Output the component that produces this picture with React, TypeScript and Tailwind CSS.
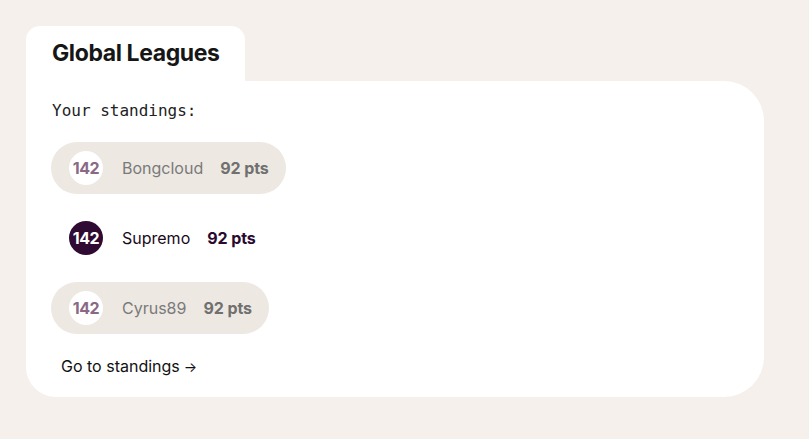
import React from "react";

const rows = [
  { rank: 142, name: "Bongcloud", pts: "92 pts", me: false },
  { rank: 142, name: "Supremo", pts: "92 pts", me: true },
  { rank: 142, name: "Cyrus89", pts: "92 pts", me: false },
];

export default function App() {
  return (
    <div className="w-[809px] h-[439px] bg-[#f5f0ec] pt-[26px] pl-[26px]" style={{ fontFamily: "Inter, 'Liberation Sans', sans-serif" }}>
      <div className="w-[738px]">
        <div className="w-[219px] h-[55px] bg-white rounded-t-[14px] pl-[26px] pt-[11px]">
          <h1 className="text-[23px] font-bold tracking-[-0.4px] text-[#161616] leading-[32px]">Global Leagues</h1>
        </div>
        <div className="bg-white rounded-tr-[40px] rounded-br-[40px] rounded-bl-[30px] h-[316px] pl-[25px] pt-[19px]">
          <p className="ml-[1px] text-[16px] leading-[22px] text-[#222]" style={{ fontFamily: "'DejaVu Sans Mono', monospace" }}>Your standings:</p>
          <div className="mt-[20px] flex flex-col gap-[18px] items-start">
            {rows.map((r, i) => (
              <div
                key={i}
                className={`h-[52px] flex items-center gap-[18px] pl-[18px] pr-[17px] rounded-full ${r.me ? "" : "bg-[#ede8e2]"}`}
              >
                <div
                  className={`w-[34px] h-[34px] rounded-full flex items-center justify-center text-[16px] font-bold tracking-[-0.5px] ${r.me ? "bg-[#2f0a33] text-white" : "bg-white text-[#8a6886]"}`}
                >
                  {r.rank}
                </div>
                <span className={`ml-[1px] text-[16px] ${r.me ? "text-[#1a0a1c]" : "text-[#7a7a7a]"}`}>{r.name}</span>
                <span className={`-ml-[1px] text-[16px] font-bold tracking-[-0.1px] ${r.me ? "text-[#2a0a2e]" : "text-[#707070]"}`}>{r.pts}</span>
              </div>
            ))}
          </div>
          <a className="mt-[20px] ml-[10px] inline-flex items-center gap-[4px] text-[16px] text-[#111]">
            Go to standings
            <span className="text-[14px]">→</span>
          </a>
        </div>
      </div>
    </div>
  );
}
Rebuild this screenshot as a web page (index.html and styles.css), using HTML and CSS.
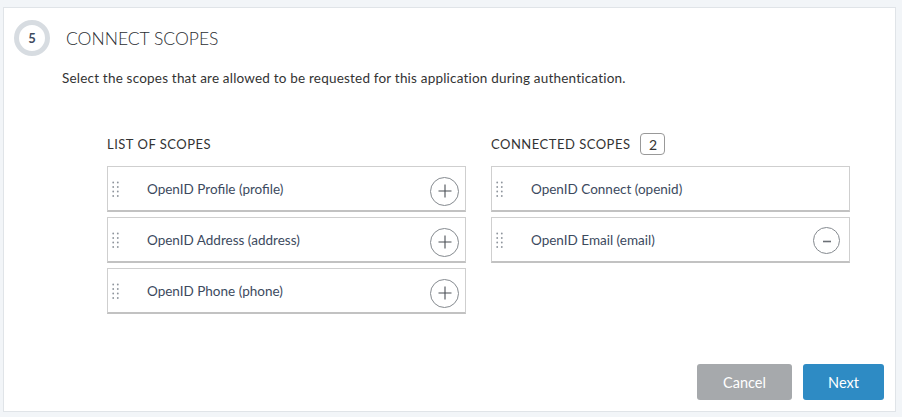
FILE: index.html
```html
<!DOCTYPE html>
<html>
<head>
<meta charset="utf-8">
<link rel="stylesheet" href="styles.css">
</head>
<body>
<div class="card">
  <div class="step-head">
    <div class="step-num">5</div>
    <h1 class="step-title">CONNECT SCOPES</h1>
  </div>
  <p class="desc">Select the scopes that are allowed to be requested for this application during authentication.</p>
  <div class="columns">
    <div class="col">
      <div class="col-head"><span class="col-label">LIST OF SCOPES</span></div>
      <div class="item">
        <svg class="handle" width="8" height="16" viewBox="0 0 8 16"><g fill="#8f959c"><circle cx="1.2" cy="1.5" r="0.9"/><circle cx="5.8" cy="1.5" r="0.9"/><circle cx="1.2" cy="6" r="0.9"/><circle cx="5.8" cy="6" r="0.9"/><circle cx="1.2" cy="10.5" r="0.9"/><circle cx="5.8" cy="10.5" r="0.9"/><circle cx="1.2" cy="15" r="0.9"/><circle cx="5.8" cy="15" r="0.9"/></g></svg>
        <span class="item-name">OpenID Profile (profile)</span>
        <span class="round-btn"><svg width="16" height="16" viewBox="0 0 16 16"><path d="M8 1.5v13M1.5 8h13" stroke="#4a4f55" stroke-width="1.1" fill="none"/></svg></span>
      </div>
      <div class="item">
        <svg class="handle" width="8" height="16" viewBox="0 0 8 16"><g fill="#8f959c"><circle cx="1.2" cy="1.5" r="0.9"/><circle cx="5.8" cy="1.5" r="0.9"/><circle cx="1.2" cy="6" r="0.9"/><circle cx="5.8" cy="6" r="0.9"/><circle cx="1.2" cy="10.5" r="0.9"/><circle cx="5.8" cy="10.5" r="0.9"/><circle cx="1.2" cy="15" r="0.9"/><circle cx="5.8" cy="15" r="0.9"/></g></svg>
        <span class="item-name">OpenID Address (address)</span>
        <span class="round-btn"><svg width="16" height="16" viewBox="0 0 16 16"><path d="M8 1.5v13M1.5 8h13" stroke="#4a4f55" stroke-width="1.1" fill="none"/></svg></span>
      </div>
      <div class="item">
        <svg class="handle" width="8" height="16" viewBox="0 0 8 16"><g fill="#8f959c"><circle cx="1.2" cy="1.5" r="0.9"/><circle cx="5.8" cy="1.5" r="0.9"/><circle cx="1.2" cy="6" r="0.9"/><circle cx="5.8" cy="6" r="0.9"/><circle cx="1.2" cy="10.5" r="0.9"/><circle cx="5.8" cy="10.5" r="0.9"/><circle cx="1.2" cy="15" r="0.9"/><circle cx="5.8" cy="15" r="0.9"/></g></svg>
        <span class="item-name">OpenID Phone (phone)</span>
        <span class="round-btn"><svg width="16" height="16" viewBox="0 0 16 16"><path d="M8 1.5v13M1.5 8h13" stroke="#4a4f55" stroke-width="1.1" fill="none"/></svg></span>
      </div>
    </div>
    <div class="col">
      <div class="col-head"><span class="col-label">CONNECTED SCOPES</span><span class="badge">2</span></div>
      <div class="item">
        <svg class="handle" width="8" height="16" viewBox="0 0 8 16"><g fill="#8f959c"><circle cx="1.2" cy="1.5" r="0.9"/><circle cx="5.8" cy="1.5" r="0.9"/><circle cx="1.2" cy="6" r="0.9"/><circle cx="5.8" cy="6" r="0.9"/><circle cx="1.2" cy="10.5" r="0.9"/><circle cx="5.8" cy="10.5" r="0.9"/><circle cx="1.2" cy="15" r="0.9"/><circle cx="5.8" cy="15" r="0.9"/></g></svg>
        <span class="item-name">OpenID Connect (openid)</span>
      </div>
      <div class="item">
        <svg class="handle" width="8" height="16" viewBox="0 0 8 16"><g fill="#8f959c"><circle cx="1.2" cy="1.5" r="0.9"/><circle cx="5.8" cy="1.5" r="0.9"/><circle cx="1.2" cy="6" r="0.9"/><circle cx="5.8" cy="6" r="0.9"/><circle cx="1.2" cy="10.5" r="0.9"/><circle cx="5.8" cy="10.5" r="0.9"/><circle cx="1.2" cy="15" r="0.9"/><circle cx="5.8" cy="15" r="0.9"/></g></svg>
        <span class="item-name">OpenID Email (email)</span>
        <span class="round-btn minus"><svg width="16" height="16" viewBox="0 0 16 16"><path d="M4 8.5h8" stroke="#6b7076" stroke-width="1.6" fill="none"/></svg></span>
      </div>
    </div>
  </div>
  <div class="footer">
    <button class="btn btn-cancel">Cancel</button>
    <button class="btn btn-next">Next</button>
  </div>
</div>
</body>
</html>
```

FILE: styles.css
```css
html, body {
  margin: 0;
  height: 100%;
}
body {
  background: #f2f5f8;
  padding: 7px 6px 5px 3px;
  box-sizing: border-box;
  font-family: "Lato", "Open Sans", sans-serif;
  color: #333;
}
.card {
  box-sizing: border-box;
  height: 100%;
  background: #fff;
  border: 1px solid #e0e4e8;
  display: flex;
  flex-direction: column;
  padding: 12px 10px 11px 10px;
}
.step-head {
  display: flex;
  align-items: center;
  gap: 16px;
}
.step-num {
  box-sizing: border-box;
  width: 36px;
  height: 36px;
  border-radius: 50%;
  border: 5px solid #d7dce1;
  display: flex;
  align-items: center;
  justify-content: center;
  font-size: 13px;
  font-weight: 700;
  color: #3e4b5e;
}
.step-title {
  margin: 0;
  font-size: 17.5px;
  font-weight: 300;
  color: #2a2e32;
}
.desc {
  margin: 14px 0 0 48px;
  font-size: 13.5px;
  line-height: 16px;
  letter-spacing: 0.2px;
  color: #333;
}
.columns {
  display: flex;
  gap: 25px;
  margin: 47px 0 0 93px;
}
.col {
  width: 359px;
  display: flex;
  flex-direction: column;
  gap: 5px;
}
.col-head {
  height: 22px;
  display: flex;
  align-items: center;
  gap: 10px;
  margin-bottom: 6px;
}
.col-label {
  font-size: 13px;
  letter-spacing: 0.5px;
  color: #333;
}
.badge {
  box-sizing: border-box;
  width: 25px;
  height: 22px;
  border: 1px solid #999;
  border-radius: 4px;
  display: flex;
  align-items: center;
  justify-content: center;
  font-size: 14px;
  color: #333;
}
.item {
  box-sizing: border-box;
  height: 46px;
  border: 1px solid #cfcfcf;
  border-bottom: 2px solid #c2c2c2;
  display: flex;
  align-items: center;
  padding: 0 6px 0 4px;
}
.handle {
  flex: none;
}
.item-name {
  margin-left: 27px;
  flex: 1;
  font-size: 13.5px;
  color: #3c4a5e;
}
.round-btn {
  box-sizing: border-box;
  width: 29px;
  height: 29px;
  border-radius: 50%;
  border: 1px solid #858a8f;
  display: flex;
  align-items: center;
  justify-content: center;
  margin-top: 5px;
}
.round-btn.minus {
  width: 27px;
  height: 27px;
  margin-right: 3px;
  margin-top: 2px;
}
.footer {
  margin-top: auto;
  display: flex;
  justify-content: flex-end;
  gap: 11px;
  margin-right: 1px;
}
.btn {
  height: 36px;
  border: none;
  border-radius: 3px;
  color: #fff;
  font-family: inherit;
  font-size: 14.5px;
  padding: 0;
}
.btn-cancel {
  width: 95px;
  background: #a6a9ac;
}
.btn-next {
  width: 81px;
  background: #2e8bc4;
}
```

■ What the task asks
Transcribe, from the records above, the first line and every line after it up to and including the line with "import React from"; omit pictures.

■ Answer for this exercise
Output the component that produces this picture with React, TypeScript and Tailwind CSS.
import React from "react";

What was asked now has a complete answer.